> [INFORMATION PROVIDED]

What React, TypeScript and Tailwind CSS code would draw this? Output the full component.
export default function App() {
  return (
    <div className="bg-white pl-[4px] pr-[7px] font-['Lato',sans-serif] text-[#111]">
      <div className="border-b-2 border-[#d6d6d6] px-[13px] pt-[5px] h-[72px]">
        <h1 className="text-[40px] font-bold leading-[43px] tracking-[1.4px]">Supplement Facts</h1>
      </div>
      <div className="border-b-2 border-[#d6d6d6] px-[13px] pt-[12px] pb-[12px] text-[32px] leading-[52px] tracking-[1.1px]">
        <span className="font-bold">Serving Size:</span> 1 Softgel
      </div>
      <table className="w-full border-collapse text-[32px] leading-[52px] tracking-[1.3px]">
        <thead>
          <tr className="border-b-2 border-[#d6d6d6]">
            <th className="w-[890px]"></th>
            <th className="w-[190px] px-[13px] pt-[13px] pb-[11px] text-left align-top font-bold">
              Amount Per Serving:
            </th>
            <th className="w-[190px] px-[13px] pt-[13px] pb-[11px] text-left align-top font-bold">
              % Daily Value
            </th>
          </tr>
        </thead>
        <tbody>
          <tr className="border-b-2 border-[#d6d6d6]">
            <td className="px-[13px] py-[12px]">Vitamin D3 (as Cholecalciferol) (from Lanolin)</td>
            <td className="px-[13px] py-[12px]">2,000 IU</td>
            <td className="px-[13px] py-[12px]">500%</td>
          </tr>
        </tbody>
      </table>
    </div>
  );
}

> [DIRECTIONS FOR THIS TASK] Restate the whole listing exactly, leaving out nothing.

> [RESPONSE TO THIS TASK]
What React, TypeScript and Tailwind CSS code would draw this? Output the full component.
export default function App() {
  return (
    <div className="bg-white pl-[4px] pr-[7px] font-['Lato',sans-serif] text-[#111]">
      <div className="border-b-2 border-[#d6d6d6] px-[13px] pt-[5px] h-[72px]">
        <h1 className="text-[40px] font-bold leading-[43px] tracking-[1.4px]">Supplement Facts</h1>
      </div>
      <div className="border-b-2 border-[#d6d6d6] px-[13px] pt-[12px] pb-[12px] text-[32px] leading-[52px] tracking-[1.1px]">
        <span className="font-bold">Serving Size:</span> 1 Softgel
      </div>
      <table className="w-full border-collapse text-[32px] leading-[52px] tracking-[1.3px]">
        <thead>
          <tr className="border-b-2 border-[#d6d6d6]">
            <th className="w-[890px]"></th>
            <th className="w-[190px] px-[13px] pt-[13px] pb-[11px] text-left align-top font-bold">
              Amount Per Serving:
            </th>
            <th className="w-[190px] px-[13px] pt-[13px] pb-[11px] text-left align-top font-bold">
              % Daily Value
            </th>
          </tr>
        </thead>
        <tbody>
          <tr className="border-b-2 border-[#d6d6d6]">
            <td className="px-[13px] py-[12px]">Vitamin D3 (as Cholecalciferol) (from Lanolin)</td>
            <td className="px-[13px] py-[12px]">2,000 IU</td>
            <td className="px-[13px] py-[12px]">500%</td>
          </tr>
        </tbody>
      </table>
    </div>
  );
}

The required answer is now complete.